◆ **Task brief**: Of the lines below, how many hold the string "components"? Give only the number.

== Information shown ==

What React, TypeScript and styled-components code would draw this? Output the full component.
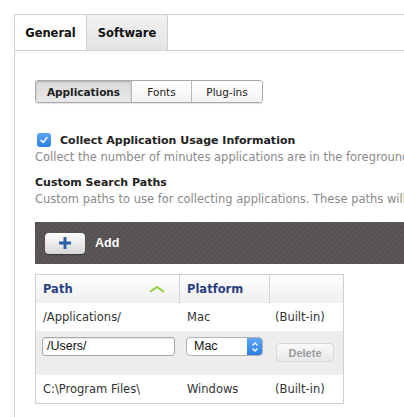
import React from 'react';
import styled, { createGlobalStyle } from 'styled-components';

const GlobalStyle = createGlobalStyle`
  html, body {
    margin: 0;
    padding: 0;
    background: #fff;
    overflow: hidden;
  }
  body {
    font-family: "DejaVu Sans", "Liberation Sans", sans-serif;
    color: #222;
  }
`;

const Page = styled.div`
  display: flex;
  flex-direction: column;
  padding: 14px 0 0 14px;
  height: 417px;
  box-sizing: border-box;
  overflow: hidden;
`;

const TabBar = styled.div`
  display: flex;
  height: 35px;
  flex-shrink: 0;
  border-top: 1px solid #cfcfcf;
  border-left: 1px solid #cfcfcf;
  border-bottom: 1px solid #cfcfcf;
`;

const Tab = styled.div<{ $w: number; $active?: boolean }>`
  width: ${(p) => p.$w}px;
  display: flex;
  align-items: center;
  justify-content: center;
  font-size: 11.5px;
  font-weight: bold;
  color: #111;
  border-right: 1px solid #cfcfcf;
  background: ${(p) => (p.$active ? '#fff' : 'linear-gradient(#f2f2f2, #e3e3e3)')};
`;

const Panel = styled.div`
  flex: 1;
  border-left: 1px solid #cfcfcf;
  padding: 29px 0 0 20px;
  overflow: hidden;
`;

const Segmented = styled.div`
  display: inline-flex;
  height: 21px;
  border: 1px solid #a9a9a9;
  border-radius: 3px;
  overflow: hidden;
  box-shadow: 0 1px 1px rgba(0, 0, 0, 0.12);
`;

const Segment = styled.div<{ $active?: boolean; $w: number }>`
  width: ${(p) => p.$w}px;
  display: flex;
  align-items: center;
  justify-content: center;
  font-size: 10.5px;
  font-weight: ${(p) => (p.$active ? 'bold' : 'normal')};
  color: #222;
  border-left: 1px solid #b9b9b9;
  background: ${(p) => (p.$active ? 'linear-gradient(#d9d9d9, #e9e9e9)' : 'linear-gradient(#ffffff, #f3f3f3)')};
  box-shadow: ${(p) => (p.$active ? 'inset 0 1px 2px rgba(0,0,0,0.2)' : 'none')};
  &:first-child {
    border-left: none;
  }
`;

const CheckRow = styled.div`
  display: flex;
  align-items: center;
  margin-top: 30px;
  gap: 9px;
`;

const Check = styled.div`
  width: 14px;
  height: 14px;
  border-radius: 3px;
  background: linear-gradient(#5aa7f5, #2a7ee8);
  display: flex;
  align-items: center;
  justify-content: center;
  margin-left: 2px;
`;

const Label = styled.div`
  font-size: 11px;
  font-weight: bold;
  color: #222;
  white-space: nowrap;
`;

const Desc = styled.div`
  font-size: 11.5px;
  color: #8a8a8a;
  white-space: nowrap;
  margin-top: 3px;
`;

const Heading = styled(Label)`
  margin-top: 12px;
`;

const AddBar = styled.div`
  margin-top: 16px;
  height: 42px;
  display: flex;
  align-items: center;
  padding-left: 10px;
  gap: 10px;
  background: repeating-linear-gradient(
    135deg,
    #5b5857 0px,
    #5b5857 2px,
    #545150 2px,
    #545150 4px
  );
`;

const PlusButton = styled.div`
  width: 40px;
  height: 21px;
  border-radius: 4px;
  background: linear-gradient(#ffffff, #d6d6d6);
  display: flex;
  align-items: center;
  justify-content: center;
  box-shadow: 0 1px 1px rgba(0, 0, 0, 0.4);
`;

const AddText = styled.span`
  font-size: 12.5px;
  font-weight: bold;
  color: #fff;
  font-family: "Liberation Sans", sans-serif;
`;

const Table = styled.div`
  margin-top: 10px;
  width: 307px;
  border: 1px solid #cfcfcf;
`;

const Row = styled.div<{ $bg?: string; $h: number }>`
  display: grid;
  grid-template-columns: 144px 90px 1fr;
  height: ${(p) => p.$h}px;
  align-items: center;
  background: ${(p) => p.$bg || '#fff'};
`;

const HeadRow = styled(Row)`
  align-items: stretch;
  background: linear-gradient(#ffffff, #efefef);
`;

const HeadCell = styled.div<{ $last?: boolean }>`
  display: flex;
  align-items: center;
  justify-content: space-between;
  padding: 0 14px 0 7px;
  font-size: 11.5px;
  font-weight: bold;
  color: #2b3f80;
  border-right: ${(p) => (p.$last ? 'none' : '1px solid #d4d4d4')};
`;

const Cell = styled.div<{ $pl?: number }>`
  padding-left: ${(p) => p.$pl ?? 7}px;
  font-size: 11.5px;
  color: #333;
  white-space: nowrap;
`;

const TextInput = styled.div`
  margin-left: 6px;
  width: 133px;
  height: 19px;
  box-sizing: border-box;
  border: 1px solid #aaa;
  border-radius: 3px;
  background: #fff;
  font-family: "Liberation Sans", sans-serif;
  font-size: 12.5px;
  padding-left: 4px;
  line-height: 17px;
  color: #111;
  box-shadow: inset 0 1px 1px rgba(0, 0, 0, 0.1);
`;

const Select = styled.div`
  margin-left: 6px;
  width: 77px;
  height: 19px;
  box-sizing: border-box;
  border: 1px solid #b3b3b3;
  border-radius: 4px;
  background: #fff;
  display: flex;
  overflow: hidden;
  font-family: "Liberation Sans", sans-serif;
  font-size: 12.5px;
  color: #111;
`;

const SelectText = styled.div`
  flex: 1;
  padding-left: 7px;
  line-height: 17px;
`;

const SelectArrow = styled.div`
  width: 15px;
  background: linear-gradient(#5ea8f6, #2a7de6);
  display: flex;
  align-items: center;
  justify-content: center;
`;

const DeleteButton = styled.div`
  margin: 6px 0 0 6px;
  width: 58px;
  height: 19px;
  border-radius: 4px;
  border: 1px solid #d6d6d6;
  box-sizing: border-box;
  background: linear-gradient(#fafafa, #e8e8e8);
  display: flex;
  align-items: center;
  justify-content: center;
  font-family: "Liberation Sans", sans-serif;
  font-size: 11px;
  font-weight: bold;
  color: #9a9a9a;
`;

const EditCell = styled.div`
  align-self: start;
  padding-top: 6px;
`;

export default function App() {
  return (
    <>
      <GlobalStyle />
      <Page>
        <TabBar>
          <Tab $active $w={71}>General</Tab>
          <Tab $w={80}>Software</Tab>
        </TabBar>
        <Panel>
          <Segmented>
            <Segment $active $w={95}>Applications</Segment>
            <Segment $w={59}>Fonts</Segment>
            <Segment $w={70}>Plug-ins</Segment>
          </Segmented>

          <CheckRow>
            <Check>
              <svg width="10" height="10" viewBox="0 0 10 10">
                <path d="M2 5.2 L4.2 7.4 L8 2.6" fill="none" stroke="#fff" strokeWidth="1.6" strokeLinecap="round" strokeLinejoin="round" />
              </svg>
            </Check>
            <Label>Collect Application Usage Information</Label>
          </CheckRow>
          <Desc>Collect the number of minutes applications are in the foreground</Desc>
          <Heading>Custom Search Paths</Heading>
          <Desc>Custom paths to use for collecting applications. These paths will be searched</Desc>

          <AddBar>
            <PlusButton>
              <svg width="14" height="14" viewBox="0 0 14 14">
                <path d="M7 1 V13 M1 7 H13" stroke="#2d5fa8" strokeWidth="3" />
              </svg>
            </PlusButton>
            <AddText>Add</AddText>
          </AddBar>

          <Table>
            <HeadRow $h={28}>
              <HeadCell>
                Path
                <svg width="16" height="8" viewBox="0 0 16 8">
                  <path d="M1 7 L8 2 L15 7" fill="none" stroke="#8fcf3a" strokeWidth="2" />
                </svg>
              </HeadCell>
              <HeadCell>Platform</HeadCell>
              <HeadCell $last />
            </HeadRow>
            <Row $h={28}>
              <Cell>/Applications/</Cell>
              <Cell>Mac</Cell>
              <Cell $pl={5}>(Built-in)</Cell>
            </Row>
            <Row $h={44} $bg="#ededed">
              <EditCell>
                <TextInput>/Users/</TextInput>
              </EditCell>
              <EditCell>
                <Select>
                  <SelectText>Mac</SelectText>
                  <SelectArrow>
                    <svg width="8" height="12" viewBox="0 0 8 12">
                      <path d="M1.5 4.5 L4 2 L6.5 4.5 M1.5 7.5 L4 10 L6.5 7.5" fill="none" stroke="#fff" strokeWidth="1.3" />
                    </svg>
                  </SelectArrow>
                </Select>
              </EditCell>
              <EditCell>
                <DeleteButton>Delete</DeleteButton>
              </EditCell>
            </Row>
            <Row $h={28}>
              <Cell>C:\Program Files\</Cell>
              <Cell>Windows</Cell>
              <Cell $pl={5}>(Built-in)</Cell>
            </Row>
          </Table>
        </Panel>
      </Page>
    </>
  );
}
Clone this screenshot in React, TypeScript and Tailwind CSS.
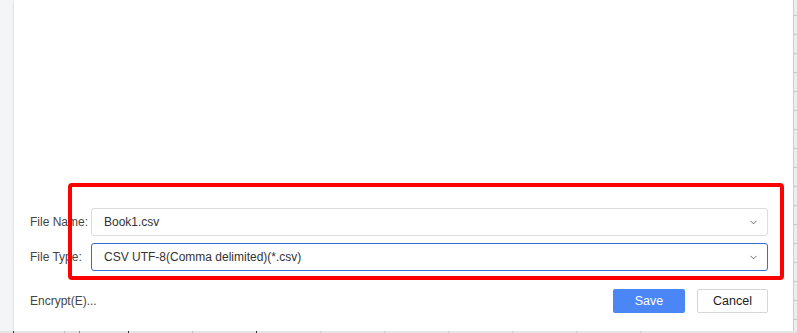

===

◆ **Correct result**: 2